Mesh Substrate vs. Sensor-Fusion Product
The distinction worth making explicit is between sensor fusion and architectural composition. Sensor fusion — Lattice, Galaxy, Torch-X, the various national systems — operates on observation streams to produce track estimates, classification probabilities, and operating-picture displays. It is an algorithmic layer. The mesh substrate operates on the credentialing of observations, the federation of authorities, and the lineage of decisions made on those observations. It is an architectural layer. The two are not in competition: a mesh substrate composes the outputs of multiple fusion products from multiple vendors, treating each fusion product's tracks and classifications as credentialed observations contributed by that vendor's stack. The fusion algorithms continue to do what they do well; the substrate makes their outputs composable across the deployment.
Where Border-Surveillance Procurement Is Heading
The procurement trajectory across CBP, Frontex, and allied agencies is converging on language that explicitly demands cross-vendor and cross-jurisdiction interoperability. CBP's recent solicitations under the Autonomous Surveillance Tower program and adjacent vehicles increasingly include data-portability and open-architecture clauses; the Frontex Eurosur framework has been moving toward common-information-sharing-environment compatibility since the 2019 regulation update; the U.S. Department of Defense Joint All-Domain Command and Control program — which border surveillance increasingly intersects through the National Guard and DOD support roles — explicitly demands cross-domain composition.
Architectural mesh substrate aligns with that procurement direction in a way that any single vendor's fusion-product extension cannot.
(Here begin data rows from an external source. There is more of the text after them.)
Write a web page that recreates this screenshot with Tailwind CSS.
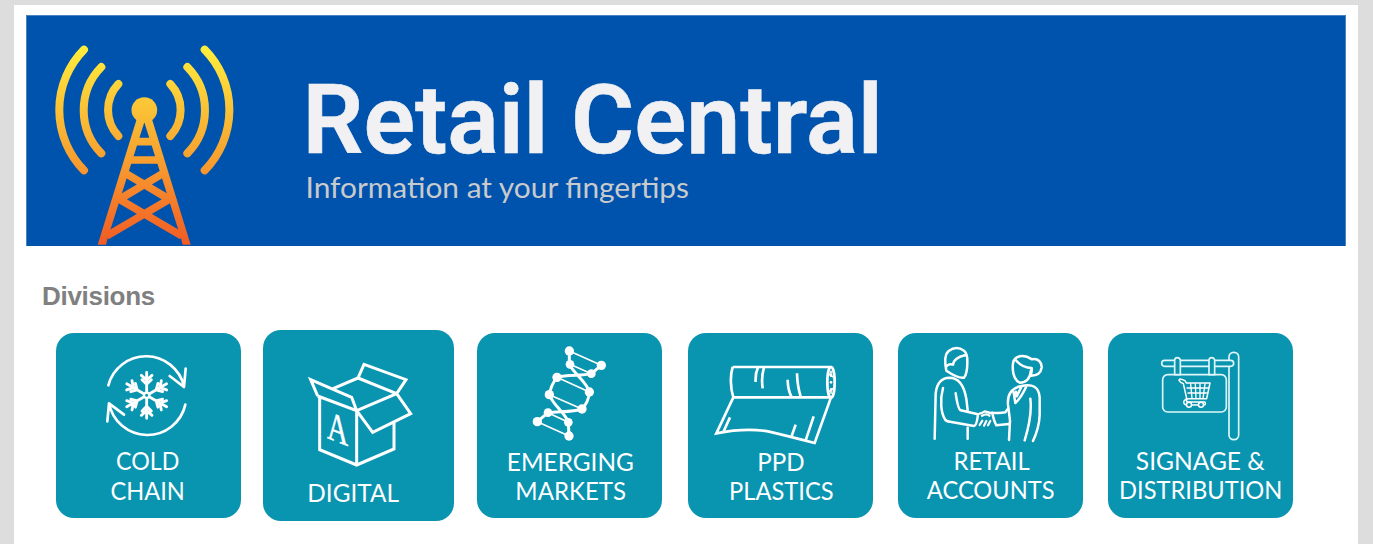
<!DOCTYPE html>
<html lang="en">
<head>
<meta charset="utf-8">
<title>Retail Central</title>
<script src="https://cdn.jsdelivr.net/npm/@tailwindcss/browser@4"></script>
</head>
<body class="bg-[#dddddd] h-[544px] overflow-hidden pt-[5px] pl-[14px]">
<main class="bg-white w-[1344px] h-[539px] pt-[10px]">
  <header class="ml-[12px] w-[1320px] h-[231px] bg-[#0053ad] flex border-t border-x border-[#4c84c0]">
    <svg class="-mt-px -ml-px w-[207px] h-[231px] shrink-0 overflow-visible" viewBox="78 45 621 693" fill="none">
      <defs><linearGradient id="g" gradientUnits="userSpaceOnUse" x1="0" y1="140" x2="0" y2="735">
        <stop offset="0" stop-color="#ffee3d"/><stop offset=".32" stop-color="#fac136"/><stop offset=".62" stop-color="#f7982e"/><stop offset=".82" stop-color="#f47629"/><stop offset="1" stop-color="#f15a24"/>
      </linearGradient></defs>
      <g stroke="url(#g)" stroke-width="24" stroke-linecap="round">
        <path d="M252 149A258 258 0 0 0 252 511M304 201A185 185 0 0 0 304 460M355 252A114 114 0 0 0 355 408"/>
        <path d="M614 149A258 258 0 0 1 614 511M562 201A185 185 0 0 1 562 460M511 252A114 114 0 0 1 511 408"/>
      </g>
      <circle cx="433" cy="330" r="38.500" fill="url(#g)"/>
      <path fill="url(#g)" d="M410 358L433 367L323 715L318 734H293ZM456 358L433 367L543 715L548 734H572Z"/>
      <g stroke="url(#g)" stroke-width="23"><path d="M405 425H461V425.100M388 480H478V480.100"/><path d="M380 522L508 598L320 708M486 522L358 598L546 708"/></g>
    </svg>
    <svg class="-mt-px w-[1112px] h-[231px] shrink-0" viewBox="233 15 1112 231">
      <g fill="#f1f0f2" stroke="#f1f0f2" stroke-width=".6" font-family="Roboto, sans-serif" font-weight="600" font-size="97">
        <text x="302.500" y="153" textLength="246" lengthAdjust="spacingAndGlyphs">Retail</text>
        <text x="571" y="153" textLength="312" lengthAdjust="spacingAndGlyphs">Central</text>
      </g>
      <text x="305.500" y="197.500" fill="#c9cacc" font-family="Lato, sans-serif" font-size="28" textLength="383.500" lengthAdjust="spacingAndGlyphs">Information at your fingertips</text>
    </svg>
  </header>

  <h1 class="mt-[33px] ml-[28px] h-[34px] leading-[34px] text-[26px] tracking-[-0.3px] font-bold text-[#808080] font-['Liberation_Sans',Arial,sans-serif]">Divisions</h1>

  <section class="mt-[17.400px] ml-[42.400px] flex items-center text-white">
    <a class="block size-[185px] rounded-[18px] bg-[#0994b0] shrink-0">
      <svg class="size-full" viewBox="49 39 555 555" fill="none" stroke="#fff" stroke-linecap="round" stroke-linejoin="round">
        <g stroke-width="8"><path d="M206 196A117 117 0 0 1 433 199M390 168L433 201L438 146M437 254A117 117 0 0 1 208 250M253 284L208 250L203 304"/></g>
        <g id="arm" stroke-width="8.500"><path d="M321 216V157M305 166L321 180L337 166M307 179L321 193L335 179"/></g>
        <use href="#arm" transform="rotate(60 321 226)"/><use href="#arm" transform="rotate(120 321 226)"/><use href="#arm" transform="rotate(180 321 226)"/><use href="#arm" transform="rotate(240 321 226)"/><use href="#arm" transform="rotate(300 321 226)"/>
        <circle cx="321" cy="226" r="8" stroke-width="7"/>
        <g fill="#fff" stroke="none" font-family="Lato, sans-serif" font-size="76" text-anchor="middle"><text x="324" y="449.500" textLength="190" lengthAdjust="spacingAndGlyphs">COLD</text><text x="324" y="538.500" textLength="223" lengthAdjust="spacingAndGlyphs">CHAIN</text></g>
      </svg>
    </a>
    <a class="block ml-[21.700px] size-[191px] rounded-[18px] bg-[#0994b0] shrink-0">
      <svg class="size-full" viewBox="24 30 573 573" fill="none" stroke="#fff" stroke-width="9" stroke-linejoin="miter">
        <path d="M194 230V389L305 435L417 387V305M305 272V435M188 228L305 272L290 232L167 179L188 228M194 230L188 228M234 206L309 174L327 133L453 179L425 221L309 174M305 272L425 221L467 281L353 337Z"/>
        <g fill="#fff" stroke="none" font-family="Lato, sans-serif" font-size="77"><text x="157" y="545" textLength="275" lengthAdjust="spacingAndGlyphs">DIGITAL</text>
        <text transform="matrix(.72 .28 0 1 216 354)" font-family="Liberation Serif, serif" font-size="122" stroke="#fff" stroke-width="1.500">A</text></g>
      </svg>
    </a>
    <a class="block ml-[23px] size-[185px] rounded-[18px] bg-[#0994b0] shrink-0">
      <svg class="size-full" viewBox="21 25 555 555" fill="none" stroke="#fff">
        <g stroke-width="5"><path d="M298 79L394 122M300 119L364 147M261 158L358 202M238 210L336 253M234 264L295 293M202 291L297 334"/></g>
        <g stroke-width="9"><path d="M298 79V119C310 145 352 173 358 202Q356 232 336 253C310 263 270 260 234 264L202 291M394 122L364 147C335 154 295 150 261 158Q243 180 238 210C247 240 286 264 295 293L297 334"/></g>
        <g fill="#fff" stroke="none"><circle cx="298" cy="79" r="14"/><circle cx="394" cy="122" r="14"/><circle cx="300" cy="119" r="13"/><circle cx="364" cy="147" r="13"/><circle cx="261" cy="158" r="14"/><circle cx="358" cy="202" r="14"/><circle cx="238" cy="210" r="14"/><circle cx="336" cy="253" r="14"/><circle cx="234" cy="264" r="13"/><circle cx="295" cy="293" r="13"/><circle cx="202" cy="291" r="14"/><circle cx="297" cy="334" r="14"/></g>
        <g fill="#fff" stroke="none" font-family="Lato, sans-serif" font-size="76" text-anchor="middle"><text x="301" y="438" textLength="381" lengthAdjust="spacingAndGlyphs">EMERGING</text><text x="302" y="526" textLength="332" lengthAdjust="spacingAndGlyphs">MARKETS</text></g>
      </svg>
    </a>
    <a class="block ml-[26px] size-[185px] rounded-[18px] bg-[#0994b0] shrink-0">
      <svg class="size-full" viewBox="24 25 555 555" fill="none" stroke="#fff" stroke-width="8">
        <path d="M158 127H453M158 218H453M158 127C150 152 151 190 160 218L109 326Q195 309 264 320Q316 332 404 355L453 218"/>
        <ellipse cx="453" cy="173" rx="11" ry="46"/><path d="M453 138V157M453 190V207" stroke-width="5"/><circle cx="453" cy="173" r="4" fill="#fff" stroke="none"/>
        <path d="M446 148L460 157M446 201L460 191" stroke-width="5"/>
        <path d="M234 128Q225 148 227 172M252 128Q243 158 248 191M323 165Q323 193 334 216M351 146Q352 184 362 216M150 278L130 322M347 300L335 334M401 275L377 347"/>
        <g fill="#fff" stroke="none" font-family="Lato, sans-serif" font-size="76" text-anchor="middle"><text x="303" y="439" textLength="142" lengthAdjust="spacingAndGlyphs">PPD</text><text x="304" y="527" textLength="314" lengthAdjust="spacingAndGlyphs">PLASTICS</text></g>
      </svg>
    </a>
    <a class="block ml-[25px] size-[185px] rounded-[18px] bg-[#0994b0] shrink-0">
      <svg class="size-full" viewBox="24 25 555 555" fill="none" stroke="#fff" stroke-width="7.500" stroke-linecap="round" stroke-linejoin="round">
        <path d="M169 138Q160 92 176 79Q199 62 222 78Q233 86 232 112Q232 148 222 159Q205 162 169 138ZM170 124Q178 116 189 120C190 105 206 96 227 91"/>
        <path d="M134 342L137 206Q142 160 178 159Q218 159 229 222L233 257M159 190C149 227 153 264 165 284Q168 290 180 291L252 304Q260 303 264 269L212 257Q204 254 197 206M233 309V342"/>
        <path d="M269 267Q277 265 284 260Q293 262 304 266M276 273Q290 265 298 273" stroke-width="7"/>
        <path d="M277 288L269 301M289 289L282 303M301 289L294 302" stroke-width="6.500"/>
        <path d="M304 264Q330 267 346 263L354 252M307 264Q311 288 319 302L357 298"/>
        <path d="M370 146Q363 104 383 97Q402 89 426 104C444 100 456 113 455 129Q451 154 421 153M423 137Q419 174 389 174Q375 168 370 146M421 153Q427 141 425 130Q397 130 377 106"/>
        <path d="M357 346L360 288L354 240Q350 195 391 185Q446 171 449 218V270Q448 308 429 349M421 222C427 268 414 314 404 347M371 203L376 235Q394 218 410 183M378 201L380 215L394 187"/>
        <g fill="#fff" stroke="none" font-family="Lato, sans-serif" font-size="76" text-anchor="middle"><text x="305" y="435" textLength="229" lengthAdjust="spacingAndGlyphs">RETAIL</text><text x="302" y="524" textLength="383" lengthAdjust="spacingAndGlyphs">ACCOUNTS</text></g>
      </svg>
    </a>
    <a class="block ml-[25.300px] size-[185px] rounded-[18px] bg-[#0994b0] shrink-0">
      <svg class="size-full" viewBox="25 25 555 555" fill="none" stroke="#e0f7fa" stroke-width="5" stroke-linejoin="round" stroke-linecap="round">
        <rect x="388" y="83" width="29" height="262" rx="14"/>
        <rect x="189" y="150" width="191" height="112" rx="15"/>
        <rect x="186" y="107" width="216" height="18" rx="9" fill="#0994b0"/>
        <path fill="#0994b0" stroke-linecap="butt" d="M225 150V106Q226 99 233 99T242 106V150ZM328 150V106Q329 99 336 99T345 106V150Z"/>
        <g stroke="#fff">
          <path d="M238 167Q238 161 246 164L256 168L260 175H331L321 222H267Q257 226 262 232H316Q320 240 312 241H260Q250 239 253 229L261 221L251 177L243 173Z" stroke-width="4.500"/>
          <path d="M262 190H327M265 205H324" stroke-width="4"/>
          <path d="M273 178L277 221M287 178L289 221M301 178V221M316 178L310 221" stroke-width="4"/>
          <circle cx="268" cy="240" r="7.500" fill="#0994b0" stroke-width="4.500"/><circle cx="304" cy="240" r="7.500" fill="#0994b0" stroke-width="4.500"/>
        </g>
        <g fill="#fff" stroke="none" font-family="Lato, sans-serif" font-size="76" text-anchor="middle"><text x="302" y="435" textLength="387" lengthAdjust="spacingAndGlyphs">SIGNAGE &amp;</text><text x="303" y="524" textLength="490" lengthAdjust="spacingAndGlyphs">DISTRIBUTION</text></g>
      </svg>
    </a>
  </section>
</main>
</body>
</html>
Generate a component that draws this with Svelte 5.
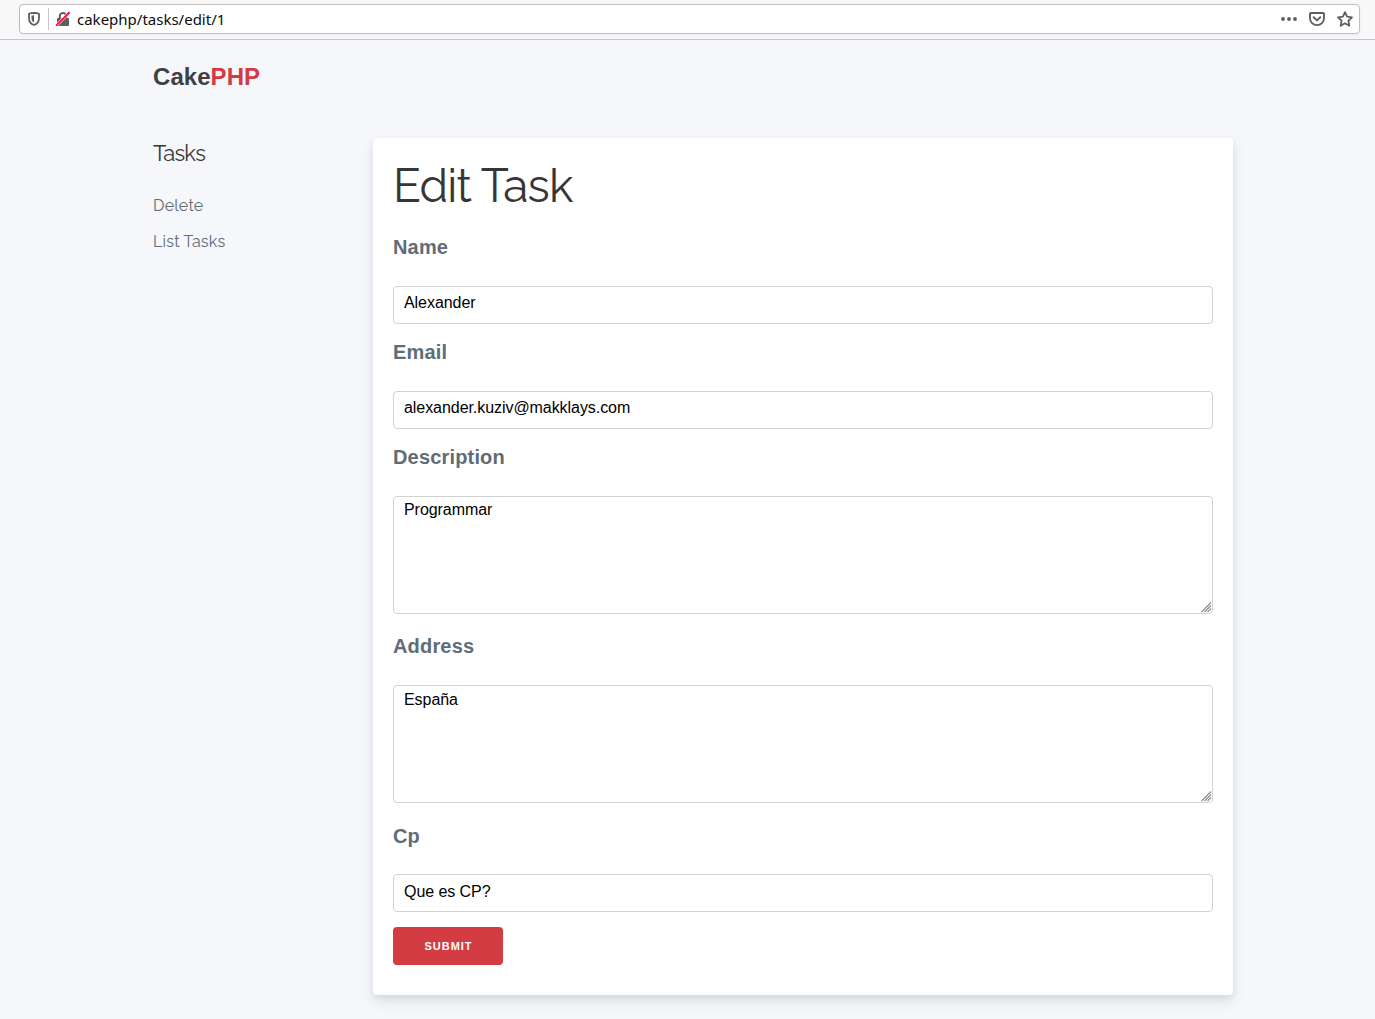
<script>
  const fields = [
    { id: 'name', label: 'Name', value: 'Alexander' },
    { id: 'email', label: 'Email', value: 'alexander.kuziv@makklays.com' },
    { id: 'description', label: 'Description', value: 'Programmar', multiline: true },
    { id: 'address', label: 'Address', value: 'España', multiline: true },
    { id: 'cp', label: 'Cp', value: 'Que es CP?' }
  ];
</script>

<div class="page">
  <div class="toolbar">
    <div class="urlbar">
      <svg class="shield" width="14" height="16" viewBox="0 0 14 16">
        <path d="M7 1.9C5.3 2 3.3 2.2 2 2.8V7.2C2 10.7 4.2 13 7 14C9.8 13 12 10.7 12 7.2V2.8C10.7 2.2 8.7 2 7 1.9Z" fill="none" stroke="#5e5e5f" stroke-width="1.8" stroke-linejoin="round" />
        <path d="M7 4.2C6 4.3 5.2 4.4 4.5 4.6V7.2C4.5 9.3 5.5 10.7 7 11.5Z" fill="#5e5e5f" />
      </svg>
      <span class="divider"></span>
      <svg class="lock" width="16" height="16" viewBox="0 0 16 16">
        <path d="M4.8 8V5.1a3.2 3.2 0 0 1 6.4 0V8" fill="none" stroke="#5e5e5f" stroke-width="2" />
        <rect x="2" y="7" width="12" height="8" rx="1" fill="#5e5e5f" />
        <path d="M1.4 14.5L14.4 1.5" stroke="#fff" stroke-width="3" />
        <path d="M1.7 14.1L14.1 1.7" stroke="#f5123f" stroke-width="2" stroke-linecap="round" />
      </svg>
      <span class="url">cakephp/tasks/edit/1</span>
      <div class="actions">
        <svg width="16" height="16" viewBox="0 0 16 16" fill="#5e5e5f">
          <circle cx="2" cy="8" r="1.9" /><circle cx="8" cy="8" r="1.9" /><circle cx="14" cy="8" r="1.9" />
        </svg>
        <svg width="16" height="16" viewBox="0 0 16 16" fill="none" stroke="#5e5e5f" stroke-width="1.9" stroke-linecap="round" stroke-linejoin="round">
          <path d="M1.9 2H14.1Q15 2 15 2.9V7.2A7 6.9 0 0 1 1 7.2V2.9Q1 2 1.9 2Z" />
          <path d="M4.7 6.2L8 9.4L11.3 6.2" />
        </svg>
        <svg width="16" height="16" viewBox="0 0 16 16" fill="none" stroke="#5e5e5f" stroke-width="1.8" stroke-linejoin="round">
          <path d="M8 1.2L10.1 5.7L15 6.3L11.4 9.7L12.3 14.7L8 12.3L3.7 14.7L4.6 9.7L1 6.3L5.9 5.7Z" />
        </svg>
      </div>
    </div>
  </div>

  <div class="container">
    <nav class="brand">Cake<span>PHP</span></nav>
    <main>
      <aside>
        <h4>Tasks</h4>
        <a href="#delete">Delete</a>
        <a href="#list">List Tasks</a>
      </aside>
      <form class="card" onsubmit={(e) => e.preventDefault()}>
        <h3>Edit Task</h3>
        {#each fields as f}
          <div class="field {f.id}" class:tall={f.multiline}>
            <label for={f.id}>{f.label}</label>
            {#if f.multiline}
              <div class="area">
                <textarea id={f.id} value={f.value} spellcheck="false"></textarea>
                <svg class="grip" width="11" height="11" viewBox="0 0 11 11" stroke="#8c8c8c" stroke-width="1.1">
                  <path d="M0.5 10L10 0.5M3.5 10L10 3.5M6.5 10L10 6.5" />
                </svg>
              </div>
            {:else}
              <input id={f.id} type="text" value={f.value} />
            {/if}
          </div>
        {/each}
        <button type="submit">Submit</button>
      </form>
    </main>
  </div>
</div>

<style>
  :global(body) { background: #f5f7fb; }
  .page, .page * { box-sizing: border-box; }
  .page {
    height: 1019px;
    overflow: hidden;
    background: #f5f7fb;
    color: #606c76;
    font-family: "Liberation Sans", Arial, sans-serif;
  }
  .toolbar {
    height: 40px;
    padding: 4px 15px 0 19px;
    background: #f9f9fa;
    border-bottom: 1px solid #c4c4c5;
  }
  .urlbar {
    display: flex;
    align-items: center;
    height: 30px;
    padding: 0 6px 0 7px;
    background: #fff;
    border: 1px solid #bfbfc0;
    border-radius: 4px;
    box-shadow: 0 1px 4px rgba(0, 0, 0, 0.06);
  }
  svg { display: block; flex: none; }
  .divider { width: 1px; height: 22px; margin: 0 6px 0 7px; background: #c6c6c7; }
  .url {
    margin-left: 6px;
    color: #0c0c0d;
    font: 15px/20px "Noto Sans", "Open Sans", sans-serif;
    white-space: nowrap;
  }
  .actions { display: flex; gap: 12px; margin-left: auto; }
  .container { width: 1080px; margin-left: 153px; }
  .brand {
    height: 98px;
    padding-top: 19px;
    color: #404041;
    font-size: 24px;
    font-weight: 700;
    line-height: 36px;
    letter-spacing: 0.05px;
  }
  .brand span { color: #d33c43; }
  main { display: flex; }
  aside {
    display: flex;
    flex-direction: column;
    width: 220px;
    font-family: Raleway, Lato, sans-serif;
  }
  h4 {
    margin: 0 0 24px;
    color: #363637;
    font-size: 22px;
    font-weight: 400;
    line-height: 30px;
    letter-spacing: -0.8px;
  }
  aside a {
    height: 36px;
    color: #606c76;
    font-size: 16px;
    line-height: 28px;
    letter-spacing: 0.22px;
    text-decoration: none;
  }
  .card {
    width: 860px;
    height: 857px;
    padding: 20px;
    background: #fff;
    border-radius: 4px;
    box-shadow: 0 7px 14px 0 rgba(60, 66, 87, 0.1), 0 3px 6px 0 rgba(0, 0, 0, 0.07);
  }
  h3 {
    height: 72px;
    margin: 0;
    color: #363637;
    font: 400 46px/57px Raleway, Lato, sans-serif;
    letter-spacing: -0.8px;
  }
  .field { margin-bottom: 11px; }
  .field.tall, .field.cp { margin-bottom: 15px; }
  label {
    display: block;
    height: 56px;
    font-size: 20px;
    font-weight: 700;
    line-height: 34px;
    letter-spacing: 0.17px;
  }
  .cp label { line-height: 36px; }
  input, textarea {
    display: block;
    width: 100%;
    margin: 0;
    background: transparent;
    border: 1px solid #d1d1d1;
    border-radius: 4px;
    outline: none;
    color: #000;
    font: 16px/18px "Liberation Sans", Arial, sans-serif;
    letter-spacing: -0.06px;
  }
  input { height: 38px; padding: 4px 10px 9px; }
  .cp input { padding: 5px 10px 8px; }
  .area { position: relative; }
  textarea { height: 118px; padding: 4px 10px; resize: none; overflow: hidden; }
  .address textarea { padding-top: 5px; }
  .grip { position: absolute; right: 1px; bottom: 1px; }
  button {
    display: block;
    width: 110px;
    height: 38px;
    padding: 0 0 0 1px;
    background: #d33c43;
    border: 0;
    border-radius: 4px;
    color: #fff;
    font: 700 11px/38px "Liberation Sans", Arial, sans-serif;
    letter-spacing: 1px;
    text-transform: uppercase;
  }
</style>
A vendor's interoperability claim is bounded by what the vendor controls; a substrate-based interoperability claim is bounded by what the deploying authority credentials. The procurement language is moving toward the second framing because the operational reality has been there for years.
Two adjacent procurement vectors reinforce the direction. The first is the maritime perimeter — the U.S. Coast Guard's overlapping responsibility along littoral approaches, the Frontex maritime aerial surveillance operations in the Mediterranean and Aegean, and the various national coast-guard sensor lines — where the multi-sensor multi-vendor reality is, if anything, more pronounced than at the land border because radar, AIS feeds, electro-optical patrol-aircraft sensors, satellite-based dark-vessel detection, and shore-based harbor sensors must compose. The second is the critical-infrastructure perimeter: pipeline corridors, electrical-substation perimeters, data-center campuses, port and terminal boundaries, and the increasingly hardened perimeters around water-treatment and chemical facilities. Each of these is procuring multi-sensor multi-vendor surveillance under the same composition pressures the border programs face, with the additional constraint that the operating authority is often a private operator coordinating with a federal agency and a state or local first-responder authority simultaneously.
Across each of these procurement vectors, the architectural pattern is the same: many sensors, many vendors, many authorities, long lifecycles, and a composition layer that must outlive any single contract. The mesh substrate is the structural answer to that pattern. It does not compete with the integrated tower, the sensor-fusion product, or the command-and-control overlay; it composes them into the operating picture under the deploying authority's credentialing, and it preserves that composition across the contract, vendor, and jurisdiction boundaries that the operational reality crosses every day.